Özdemir, Başkanlık olarak Alevi Bektaşi tarihinin şemsiyesi altında toplanmış olay, olgu ve şahsiyetleri araştırmak, Türk tarihindeki yerlerini ortaya koymak ve yarına aktarmak amacıyla pek çok panel, konferans ve sempozyum düzenlediklerini kaydetti.
Çorum Belediye Başkanı Dr. Halil İbrahim Aşgın ise bilinen ilk yazılı barış antlaşmasını imzalayan Hititlere ev sahipliği yapmasından dolayı Çorum'un barış ve kardeşliğin şehri olduğunu söyledi.
Çorum'un her mahallesinde bir yatır ve türbe bulunduğuna dikkati çeken Dr. Aşgın, bunun gibi daha birçok sempozyum düzenlenerek manevi şahsiyetlerin gelecek nesillere aktarılması gerektiğini ifade etti.
Çorum Valisi Doç.

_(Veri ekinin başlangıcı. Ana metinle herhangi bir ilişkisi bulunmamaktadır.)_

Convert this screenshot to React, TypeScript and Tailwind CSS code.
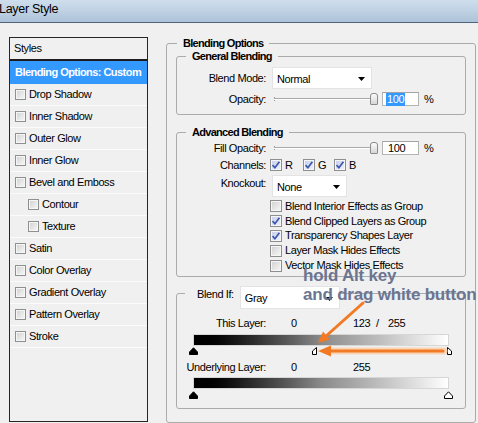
import React from "react";

type Mark = { v: number; kind: "black" | "white" | "halfL" | "halfR" };

function Check({ checked = false, size = 12 }: { checked?: boolean; size?: 11 | 12 }) {
  const dim = size === 11 ? "h-[11px] w-[11px]" : "h-[12px] w-[12px]";
  const fill = checked
    ? "bg-linear-to-br from-[#c3cbea] to-[#f3f5fc]"
    : "bg-linear-to-br from-[#d0d0d0] to-[#f9f9f9]";
  return (
    <span
      className={`relative inline-flex shrink-0 items-center justify-center border border-[#8e8f8f] shadow-[inset_0_0_0_1px_#f6f6f6] ${dim} ${fill}`}
    >
      {checked && (
        <svg width="10" height="10" viewBox="0 0 10 10">
          <path d="M1.6 5.1 L3.9 7.7 L8.4 1.8" fill="none" stroke="#3a56ab" strokeWidth="1.7" />
        </svg>
      )}
    </span>
  );
}

function Select({ label, w }: { label: string; w: string }) {
  return (
    <div className={`flex h-full items-center justify-between border border-[#e3e3e3] bg-white pl-[4px] pr-[6px] pt-[2px] ${w}`}>
      <span>{label}</span>
      <svg width="7" height="4" viewBox="0 0 7 4">
        <path d="M0 0 H7 L3.5 4 Z" fill="#000" />
      </svg>
    </div>
  );
}

function Slider() {
  return (
    <div className="relative ml-[1px] h-[12px] w-[106px]">
      <div className="absolute left-[2px] top-[4px] h-[4px] w-px bg-[#9a9a9a]" />
      <div className="absolute left-[2px] right-[6px] top-[5px] h-[2px] border-t border-b border-t-[#a9a9a9] border-b-white" />
      <div className="absolute right-0 top-0 h-[12px] w-[8px] rounded-t-[3px] rounded-b-[1px] border border-[#8b8b8b] bg-linear-to-b from-[#fbfbfb] to-[#d6d6d6]" />
    </div>
  );
}

function NumberField({ value, selected = false }: { value: string; selected?: boolean }) {
  return (
    <div className="ml-[4px] flex h-[14px] w-[37px] items-center border border-[#b4b4b4] border-t-[#a3a3a3] bg-white pl-[3px]">
      <span className={selected ? "bg-[#3399ff] px-[1px] text-white" : "pl-[2px]"}>{value}</span>
    </div>
  );
}

function GroupBox({ title, className, children }: { title: string; className: string; children: React.ReactNode }) {
  return (
    <div className={`relative rounded-[3px] border border-[#ababab] ${className}`}>
      <div className="absolute left-[9px] top-[-7px] bg-[#f0f0f0] px-[6px] font-bold tracking-[-0.7px]">{title}</div>
      {children}
    </div>
  );
}

function Row({ label, className, children, labelClass = "" }: { label: string; className: string; children?: React.ReactNode; labelClass?: string }) {
  return (
    <div className={`flex ${className}`}>
      <span className={`w-[89px] shrink-0 text-right ${labelClass}`}>{label}</span>
      <div className="ml-[5px] flex h-full items-center">{children}</div>
    </div>
  );
}

function Marker({ kind }: { kind: Mark["kind"] }) {
  if (kind === "halfL")
    return (
      <svg width="6" height="8" viewBox="0 0 6 8">
        <path d="M4.5 0.5 L0.5 4 L0.5 7.5 L4.5 7.5 Z" fill="#fff" stroke="#000" />
      </svg>
    );
  if (kind === "halfR")
    return (
      <svg width="6" height="8" viewBox="0 0 6 8">
        <path d="M0.5 0.5 L4.5 4 L4.5 7.5 L0.5 7.5 Z" fill="#fff" stroke="#000" />
      </svg>
    );
  return (
    <svg width="9" height="8" viewBox="0 0 9 8">
      <path
        d="M0.5 7.5 L0.5 5 L4.5 0.8 L8.5 5 L8.5 7.5 Z"
        fill={kind === "black" ? "#000" : "#fff"}
        stroke="#000"
      />
    </svg>
  );
}

function RangeBar({ marks, markTop }: { marks: Mark[]; markTop: string }) {
  return (
    <>
      <div className="ml-[16px] h-[12px] w-[256px] border border-[#d6d6d6] bg-linear-to-r from-black via-[#8a8a8a] to-white" />
      <div className={`relative ml-[12px] h-[8px] w-[266px] ${markTop}`}>
        {marks.map((m, i) => {
          const left = m.kind === "halfR" ? m.v + 3 : m.v;
          return (
            <div key={i} className="absolute top-0 flex" style={{ left }}>
              <Marker kind={m.kind} />
            </div>
          );
        })}
      </div>
    </>
  );
}

const effects: { name: string; sub?: boolean }[] = [
  { name: "Drop Shadow" },
  { name: "Inner Shadow" },
  { name: "Outer Glow" },
  { name: "Inner Glow" },
  { name: "Bevel and Emboss" },
  { name: "Contour", sub: true },
  { name: "Texture", sub: true },
  { name: "Satin" },
  { name: "Color Overlay" },
  { name: "Gradient Overlay" },
  { name: "Pattern Overlay" },
  { name: "Stroke" },
];

const advancedChecks: { label: string; on: boolean }[] = [
  { label: "Blend Interior Effects as Group", on: false },
  { label: "Blend Clipped Layers as Group", on: true },
  { label: "Transparency Shapes Layer", on: true },
  { label: "Layer Mask Hides Effects", on: false },
  { label: "Vector Mask Hides Effects", on: false },
];

function StylesList() {
  return (
    <div className="ml-[9px] mt-[14px] h-[385px] w-[139px] border border-[#262626]">
      <div className="flex h-[23px] items-center border-b-2 border-[#1c1c1c] pl-[4px]">Styles</div>
      <div className="flex h-[23px] items-center bg-[#3399ff] pl-[5px] font-bold tracking-[-0.55px] text-white">
        Blending Options: Custom
      </div>
      {effects.map((e) => (
        <div
          key={e.name}
          className={`flex h-[22px] items-center gap-[3px] border-b border-[#fbfbfb] ${e.sub ? "pl-[18px]" : "pl-[5px]"}`}
        >
          <Check size={11} />
          <span>{e.name}</span>
        </div>
      ))}
    </div>
  );
}

function BlendingOptions() {
  return (
    <div className="relative ml-[18px] mt-[20px] h-[380px] w-[310px] rounded-[3px] border border-[#ababab] px-[9px] pt-[12px]">
      <div className="absolute left-[10px] top-[-7px] bg-[#f0f0f0] px-[6px] font-bold tracking-[-0.7px]">Blending Options</div>

      <GroupBox title="General Blending" className="h-[59px] pt-[10px]">
        <Row label="Blend Mode:" className="h-[22px] items-center">
          <div className="ml-[1px] h-[22px]">
            <Select label="Normal" w="w-[100px]" />
          </div>
        </Row>
        <Row label="Opacity:" className="mt-[3px] h-[14px] items-center">
          <Slider />
          <NumberField value="100" selected />
          <span className="ml-[5px]">%</span>
        </Row>
      </GroupBox>

      <GroupBox title="Advanced Blending" className="mt-[17px] h-[145px] pt-[8px]">
        <Row label="Fill Opacity:" className="h-[14px] items-center">
          <Slider />
          <NumberField value="100" />
          <span className="ml-[5px]">%</span>
        </Row>
        <Row label="Channels:" className="mt-[4px] h-[12px] items-center">
          <div className="-ml-[1px] flex items-center">
            <span className="flex w-[33px] items-center gap-[3px]">
              <Check checked />R
            </span>
            <span className="flex w-[31px] items-center gap-[3px]">
              <Check checked />G
            </span>
            <span className="flex items-center gap-[3px]">
              <Check checked />B
            </span>
          </div>
        </Row>
        <Row label="Knockout:" className="mt-[4px] h-[22px] items-start" labelClass="pt-[2px]">
          <div className="ml-[1px] h-[22px]">
            <Select label="None" w="w-[75px]" />
          </div>
        </Row>
        <div className="mt-[2px] pl-[93px]">
          {advancedChecks.map((c) => (
            <div key={c.label} className="flex h-[14.8px] items-center gap-[3px]">
              <Check checked={c.on} />
              <span>{c.label}</span>
            </div>
          ))}
        </div>
      </GroupBox>

      <div className="relative mt-[16px] h-[116px] rounded-[3px] border border-[#ababab] pt-[23px]">
        <div className="absolute left-[8px] top-[-8px] flex items-start bg-[#f0f0f0] pl-[12px]">
          <span className="pt-[2px]">Blend If:</span>
          <div className="ml-[6px] h-[23px]">
            <Select label="Gray" w="w-[100px]" />
          </div>
        </div>
        <Row label="This Layer:" className="h-[13px] items-center">
          <span className="ml-[20px] w-[62px]">0</span>
          <span className="w-[23px]">123</span>
          <span className="w-[12px]">/</span>
          <span>255</span>
        </Row>
        <div className="mt-[4px]">
          <RangeBar
            markTop="mt-[1px]"
            marks={[
              { v: 0, kind: "black" },
              { v: 123, kind: "halfL" },
              { v: 255, kind: "halfR" },
            ]}
          />
        </div>
        <Row label="Underlying Layer:" className="mt-[6px] h-[13px] items-center">
          <span className="ml-[20px] w-[62px]">0</span>
          <span>255</span>
        </Row>
        <div className="mt-[3px]">
          <RangeBar
            markTop="mt-[2px]"
            marks={[
              { v: 0, kind: "black" },
              { v: 255, kind: "white" },
            ]}
          />
        </div>
      </div>
    </div>
  );
}

function Annotations() {
  return (
    <>
      <div className="pointer-events-none absolute left-[303px] top-[266px] whitespace-nowrap text-[17px] font-bold leading-[19px] tracking-[-0.2px] text-[#6b7590]">
        hold Alt key
        <br />
        and drag white button
      </div>
      <svg className="pointer-events-none absolute left-0 top-0" width="478" height="423" viewBox="0 0 478 423">
        <line x1="363" y1="303" x2="325" y2="337" stroke="#f27a24" strokeWidth="3" strokeLinecap="round" />
        <polygon points="318,343 329.8,339.4 323,331.6" fill="#f27a24" />
        <line x1="444" y1="351" x2="328" y2="351" stroke="#f9d4b6" strokeWidth="7" strokeLinecap="round" />
        <line x1="443" y1="351" x2="328" y2="351" stroke="#f27a24" strokeWidth="3" strokeLinecap="round" />
        <polygon points="318,351 331,345.5 331,356.5" fill="#f27a24" />
      </svg>
    </>
  );
}

export default function App() {
  return (
    <div className="relative h-[423px] w-[478px] overflow-hidden bg-[#f0f0f0] font-['Liberation_Sans',Arial,sans-serif] text-[11px] leading-[13px] tracking-[-0.4px] text-black">
      <div className="h-[23px] border-b border-[#52647c] bg-linear-to-b from-[#cfdeec] via-[#bfd1e3] to-[#adc3d9] pt-[1px] text-[12.5px] leading-[17px] tracking-[-0.3px]">
        <span className="-ml-[1px]">Layer Style</span>
      </div>
      <div className="flex items-start">
        <StylesList />
        <BlendingOptions />
      </div>
      <Annotations />
    </div>
  );
}
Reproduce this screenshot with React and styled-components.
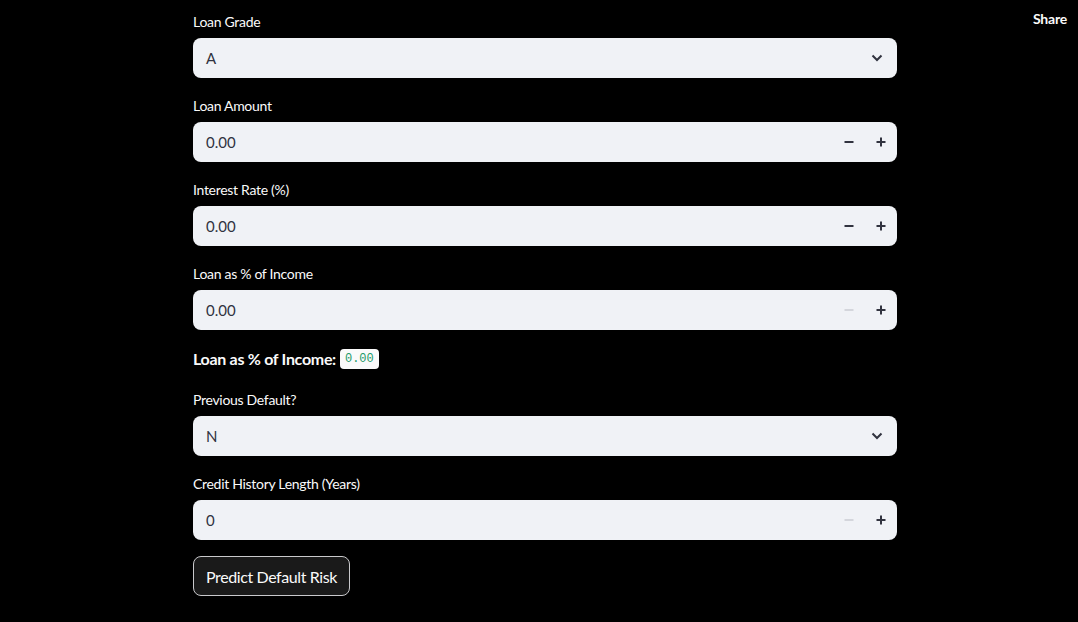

Dr. Zülkif Dağlı da İslam dünyasının her noktasında evliyalara, erenlere rastlandığını söyledi.
Evliyaların, erenlerin değerinin daha iyi ortaya çıkarılması ve gelecek nesillere aktarılması gerektiğini belirten Doç. Dr. Dağlı, “Bugünkü çalışma, önceki yıllarda Elvan Çelebi, Koyunbaba sempozyumları ve Hüseyin Gazi ile ilgili yapacağımız sempozyum önemli. Bu değerleri gelecek nesillere aktarmakla yükümlüyüz.” dedi.
Sempozyumda çok önemli bildirilerin sunulacağını dile getiren Dağlı, katkı sağlayanlara teşekkür etti.
Açılış konuşmalarının ardından, İslam İşbirliği Teşkilatı İslam Tarih, Sanat ve Kültür Merkezi Orta Asya Bölgesi Danışmanı Prof. Dr. Ashirbek Muminov, "Kazakistan Cumhuriyeti'nde Yesevi Kültürünün İncelenmesi" başlıklı sunum yaptı.
10 Farklı Ülkeden 77 Bilim İnsanı Katıldı
II. Uluslararası Türkistan’dan Anadolu’ya İrfan Geleneği: Abdal Ata Sempozyumu”na Mısır, Kazakistan, Arnavutluk, Azerbaycan, Fransa, İran, Tataristan Özerk Cumhuriyeti, Avusturya, Rusya olmak üzere 10 farklı ülkeden 77 bilim insanı katıldı. Sempozyumda 52'si sözlü, 12'si çevrimiçi, 2 video konferans olmak üzere 66 bildiri sunuldu.
İki gün süren sempozyumdaki tüm oturumlar, sempozyum web sayfası üzerinden canlı olarak yayınlandı.
Sempozyum açılışına; Çorum Valisi Doç. Dr. Zülkif Dağlı, Çorum Belediye Başkanı Dr. Halil İbrahim Aşgın, Hitit Üniversitesi Rektör Yardımcısı Prof. Dr. Halil İbrahim Şimşek, İl Jandarma Komutanı J. Alb Naim Çetinkaya, akademisyenler ve öğrenciler katıldı.